Specializing Master's Programmes and Summer Schools
In a world increasingly affected by significant challenges, it is becoming more important to provide effective solutions to face the effects of environmental, climatic and socio-economic changes. This situation raises needs to get the advantage of all new capacities in dealing with such profound changes. Urban resilience approach is currently used to re-think cities in the face of multiple challenges, increasing their strategic ability to adapt in the short, medium and long term in the wake of United Nations’ major international policies towards the global sustainability governance promoted by the Sustainable Development Goals, the New Urban Agenda and the Paris Agreement.
The one-year 2nd level Specializing Master course aims at satisfying the rising request for new technical and managerial figures, providing students with the necessary tools to successfully respond to the changing needs of the work market. The courses are designed with the maximum flexibility possible, integrating the academic experience with a practical approach to subjects thanks to several partnership with national and international companies. The course is aimed at both Italian and foreign students, giving the participants a global vision based on technological innovation and close contact with the research world at the Polytechnic of Turin.
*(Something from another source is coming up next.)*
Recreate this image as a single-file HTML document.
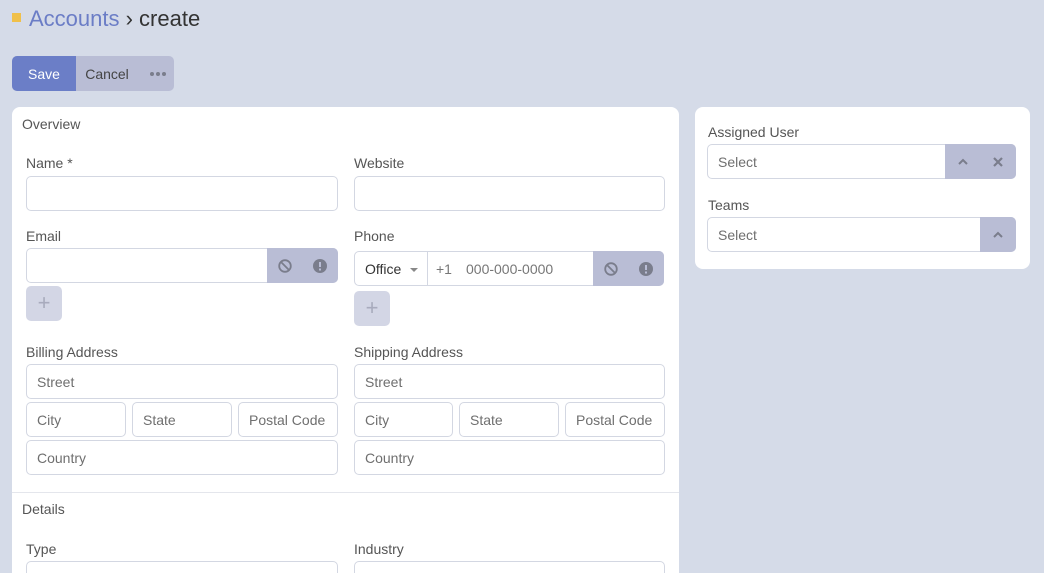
<!DOCTYPE html>
<html style="overflow:hidden;height:573px"><head><style>
*{box-sizing:border-box;margin:0;padding:0}
body{width:1044px;height:573px;overflow:hidden;background:#d5dbe8;font-family:"Liberation Sans",sans-serif;font-size:14px;color:#333;position:relative}
.a{position:absolute}
.panel{position:absolute;background:#fff;border-radius:8px}
.lbl{position:absolute;font-size:14px;color:#555}
.in{position:absolute;border:1px solid #d3d7e2;border-radius:5px;background:#fff;height:35px;color:#6f6f6f;padding:0 10px;line-height:34px;overflow:hidden}
.ad{position:absolute;background:#b9bdd5;color:#7a7d8c;display:flex;align-items:center;justify-content:space-around}
.plus{position:absolute;width:36px;height:35px;border-radius:5px;background:#d3d6e5;color:#a8abbd;font-size:22px;text-align:center;line-height:34px}
</style></head><body>
<div class="a" style="left:12px;top:13px;width:9px;height:9px;background:#f0c04a"></div>
<div class="a" style="left:29px;top:6px;font-size:22px;color:#6b7dc6">Accounts <span style="color:#333">› create</span></div>
<div class="a" style="left:12px;top:56px;width:162px;height:35px;border-radius:5px;background:#b9bdd5;overflow:hidden">
<div class="a" style="left:0;top:0;width:64px;height:35px;background:#6b7ec7;color:#fff;text-align:center;line-height:36px">Save</div>
<div class="a" style="left:64px;top:0;width:62px;height:35px;color:#444;text-align:center;line-height:36px">Cancel</div>
<div class="a" style="left:138px;top:16px;width:16px;height:4px;display:flex;justify-content:space-between"><i style="width:4px;height:4px;border-radius:2px;background:#7a7d8c"></i><i style="width:4px;height:4px;border-radius:2px;background:#7a7d8c"></i><i style="width:4px;height:4px;border-radius:2px;background:#7a7d8c"></i></div>
</div>
<div class="panel" style="left:12px;top:107px;width:667px;height:480px">
<div class="a" style="left:0;top:385px;width:667px;height:1px;background:#e4e6ec"></div>
</div>
<div class="a" style="left:22px;top:116px;color:#555">Overview</div>
<div class="lbl" style="left:26px;top:155px">Name *</div>
<div class="in" style="left:26px;top:176px;width:312px"></div>
<div class="lbl" style="left:354px;top:155px">Website</div>
<div class="in" style="left:354px;top:176px;width:311px"></div>
<div class="lbl" style="left:26px;top:228px">Email</div>
<div class="in" style="left:26px;top:248px;width:312px"></div>
<div class="ad" style="left:267px;top:248px;width:71px;height:35px;border-radius:0 5px 5px 0">
<svg width="14" height="14" viewBox="0 0 14 14"><circle cx="7" cy="7" r="5.8" fill="none" stroke="#7a7d8c" stroke-width="1.8"/><line x1="3" y1="3" x2="11" y2="11" stroke="#7a7d8c" stroke-width="1.8"/></svg>
<svg width="14" height="14" viewBox="0 0 14 14"><circle cx="7" cy="7" r="7" fill="#7a7d8c"/><rect x="6" y="3" width="2" height="5" fill="#b9bdd5"/><rect x="6" y="9.5" width="2" height="2" fill="#b9bdd5"/></svg></div>
<div class="plus" style="left:26px;top:286px">+</div>
<div class="lbl" style="left:354px;top:228px">Phone</div>
<div class="in" style="left:354px;top:251px;width:310px;padding:0"></div>
<div class="a" style="left:365px;top:261px;color:#333">Office</div>
<div class="a" style="left:410px;top:268px;border-left:4px solid transparent;border-right:4px solid transparent;border-top:4px solid #888"></div>
<div class="a" style="left:427px;top:252px;width:1px;height:33px;background:#d3d7e2"></div>
<div class="a" style="left:436px;top:261px;color:#777">+1</div>
<div class="a" style="left:466px;top:261px;color:#777">000-000-0000</div>
<div class="ad" style="left:593px;top:251px;width:71px;height:35px;border-radius:0 5px 5px 0">
<svg width="14" height="14" viewBox="0 0 14 14"><circle cx="7" cy="7" r="5.8" fill="none" stroke="#7a7d8c" stroke-width="1.8"/><line x1="3" y1="3" x2="11" y2="11" stroke="#7a7d8c" stroke-width="1.8"/></svg>
<svg width="14" height="14" viewBox="0 0 14 14"><circle cx="7" cy="7" r="7" fill="#7a7d8c"/><rect x="6" y="3" width="2" height="5" fill="#b9bdd5"/><rect x="6" y="9.5" width="2" height="2" fill="#b9bdd5"/></svg></div>
<div class="plus" style="left:354px;top:291px">+</div>
<div class="lbl" style="left:26px;top:344px">Billing Address</div>
<div class="in" style="left:26px;top:364px;width:312px">Street</div>
<div class="in" style="left:26px;top:402px;width:100px">City</div>
<div class="in" style="left:132px;top:402px;width:100px">State</div>
<div class="in" style="left:238px;top:402px;width:100px">Postal Code</div>
<div class="in" style="left:26px;top:440px;width:312px">Country</div>
<div class="lbl" style="left:354px;top:344px">Shipping Address</div>
<div class="in" style="left:354px;top:364px;width:311px">Street</div>
<div class="in" style="left:354px;top:402px;width:99px">City</div>
<div class="in" style="left:459px;top:402px;width:100px">State</div>
<div class="in" style="left:565px;top:402px;width:100px">Postal Code</div>
<div class="in" style="left:354px;top:440px;width:311px">Country</div>
<div class="a" style="left:22px;top:501px;color:#555">Details</div>
<div class="lbl" style="left:26px;top:541px">Type</div>
<div class="in" style="left:26px;top:561px;width:312px"></div>
<div class="lbl" style="left:354px;top:541px">Industry</div>
<div class="in" style="left:354px;top:561px;width:311px"></div>
<div class="panel" style="left:695px;top:107px;width:335px;height:162px"></div>
<div class="lbl" style="left:708px;top:124px">Assigned User</div>
<div class="in" style="left:707px;top:144px;width:309px">Select</div>
<div class="ad" style="left:945px;top:144px;width:71px;height:35px;border-radius:0 5px 5px 0">
<svg width="12" height="10" viewBox="0 0 12 10"><polyline points="2,7 6,3 10,7" fill="none" stroke="#7a7d8c" stroke-width="2"/></svg>
<svg width="12" height="12" viewBox="0 0 12 12"><path d="M2 2L10 10M10 2L2 10" stroke="#7a7d8c" stroke-width="2.2"/></svg></div>
<div class="lbl" style="left:708px;top:197px">Teams</div>
<div class="in" style="left:707px;top:217px;width:309px">Select</div>
<div class="ad" style="left:980px;top:217px;width:36px;height:35px;border-radius:0 5px 5px 0">
<svg width="12" height="10" viewBox="0 0 12 10"><polyline points="2,7 6,3 10,7" fill="none" stroke="#7a7d8c" stroke-width="2"/></svg></div>
</body></html>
The one-year 2nd level Specializing Master's Programme in Methods and techniques for governing resilient cities answer the need of a new technical expertise, embodied by the educational path of methods and techniques developed by the Interdepartmental Responsible Risk Resilience Centre (R3C) of the Politecnico di Torino, for the analysis of the vulnerability of territories and for the evaluation of the urban system's capacity to respond to natural and human risks in a resilience and sustainability perspective.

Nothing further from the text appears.